SYDNEY — The government is offering new incentives to woo runaway film production following the Australian Tax Office’s controversial decision not to allow local investors in “Moulin Rouge” to claim tax breaks.
Tuesday, Sydney time, arts Ministers Richard Alston and Peter McGauran unveiled Canadian-style tax rebates for big-budget films lensed Down Under.
The rebate will be fixed at 12.5% of qualifying Australian expenditure on films. Pics with an investment from Australian taxpayers of $A15 million to $A50 million ($7.8 million to $26 million) must spend 70% of their total budget in the territory to qualify. Films above $26 million won’t have to meet that requirement.

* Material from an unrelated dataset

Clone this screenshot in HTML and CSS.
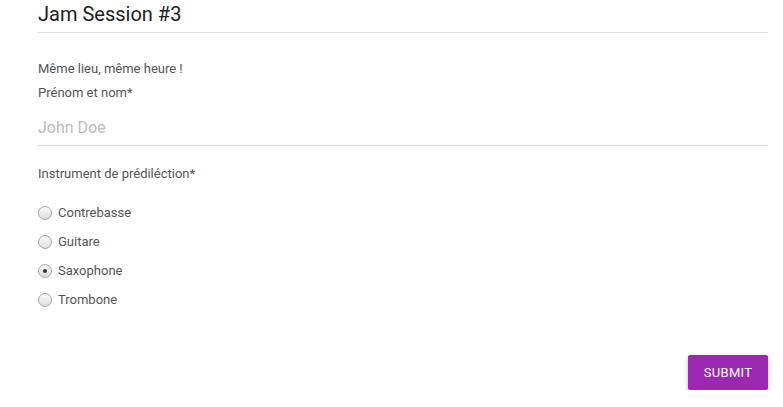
FILE: index.html
```html
<!DOCTYPE html>
<html lang="fr">
<head>
<meta charset="utf-8">
<link rel="stylesheet" href="styles.css">
</head>
<body>
<form class="form">
  <h1 class="title">Jam Session #3</h1>
  <p class="desc">Même lieu, même heure !</p>
  <label class="label">Prénom et nom*</label>
  <div class="input">John Doe</div>
  <p class="label q">Instrument de prédiléction*</p>
  <ul class="radios">
    <li class="radio"><span class="dot"></span>Contrebasse</li>
    <li class="radio"><span class="dot"></span>Guitare</li>
    <li class="radio"><span class="dot checked"></span>Saxophone</li>
    <li class="radio"><span class="dot"></span>Trombone</li>
  </ul>
  <div class="actions"><button type="button" class="submit">SUBMIT</button></div>
</form>
</body>
</html>
```
FILE: styles.css
```css
html, body { margin: 0; padding: 0; background: #fff; }
body { font-family: Roboto, "Liberation Sans", sans-serif; color: #555; }
.form { padding: 0 15px 0 38px; display: flex; flex-direction: column; }
.title {
  margin: 0; font-weight: 400; font-size: 20px; color: #212121;
  height: 32px; line-height: 29px; border-bottom: 1px solid #e0e0e0;
}
.desc { margin: 28px 0 0; font-size: 13px; line-height: 16px; }
.label { display: block; margin: 8px 0 0; font-size: 13px; line-height: 16px; }
.input {
  margin-top: 17px; font-size: 16px; line-height: 19px; color: #bdbdbd;
  padding-bottom: 8px; border-bottom: 1px solid #d6d6d6;
}
.q { margin-top: 20px; }
.radios { list-style: none; margin: 23px 0 0; padding: 0; display: flex; flex-direction: column; gap: 13px; }
.radio { display: flex; align-items: center; font-size: 13px; line-height: 16px; gap: 6px; }
.dot {
  width: 12px; height: 12px; border-radius: 50%;
  border: 1px solid #a6a6a6;
  background: linear-gradient(#fcfcfc, #dcdcdc);
  display: flex; align-items: center; justify-content: center;
}
.dot.checked::after { content: ""; width: 4px; height: 4px; border-radius: 50%; background: #333; }
.actions { display: flex; justify-content: flex-end; margin-top: 47px; }
.submit {
  width: 80px; height: 35px; border: 0; border-radius: 2px; background: #9c27b0;
  color: #fff; font-family: Roboto, "Liberation Sans", sans-serif; font-size: 13px;
  letter-spacing: 0.3px; box-shadow: 0 2px 4px rgba(0,0,0,0.3);
}
```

Alston said the tax offset will allow Australia to compete with Canada, the U.K. and Ireland, which all benefit from U.S. runaway productions. It will also be available to bigger-budget Australian films.
“The new incentive will be delivered through a direct payment to producers in the form of a refundable tax offset paid through the tax system,” Alston said. “The government is committed to implementing the new tax incentive as quickly as possible. It will help build on the impressive level of offshore production already taking place in Australia.”
Foreign pics still in
Tax breaks will continue to be available to foreign pics under the controversial 10B division of the Tax Act, which gives local investors a 100% tax break on their dollars, but a film can’t get both rebates.
Any film now in production will be able to apply for the new rebate.
But it is still uncertain whether “Scooby-Doo,” which recently wrapped Down Under, or the upcoming “Matrix” sequels will be eligible for the 10B provision in light of the ATO’s crackdown on film tax schemes.
The government, which is facing an election before the end of the year, is also offering carrots to shore up support for the local film and TV industry. The Arts Ministers announced a boost of $48.2 million for Oz films and TV drama over the next five years.
The Film Finance Corp. has repeatedly said its annual budget has declined by 50% since it was created in 1988, due to government cutbacks and fund freezes, while the cost of making pics in Oz has jumped by more than 100% since the early 1990s.
To defuse that criticism, Alston and McGauran revealed a package of measures including an additional $3.9 million for the FFC in 2002-03, rising to $5.4 million the following year, to be invested in children’s and adult TV dramas.
Extra $1.5 million
The Australian Film Commission will get an extra $1.5 million in 2002-03 and $2.6 million the following year, plus a new injection of $1.1 million over three years to seed broadband content and applications.
Pubcaster SBS’ production venture SBS Independent is being extended through 2005-06, and it will get extra funds to bring its subsidy to $4.4 million per annum, indexed for inflation.
There will also be extra funding for docu producer Film Australia, the Australian Film, Television and Radio School and AusFILM, the industry body that is a one-stop-shop for foreign producers.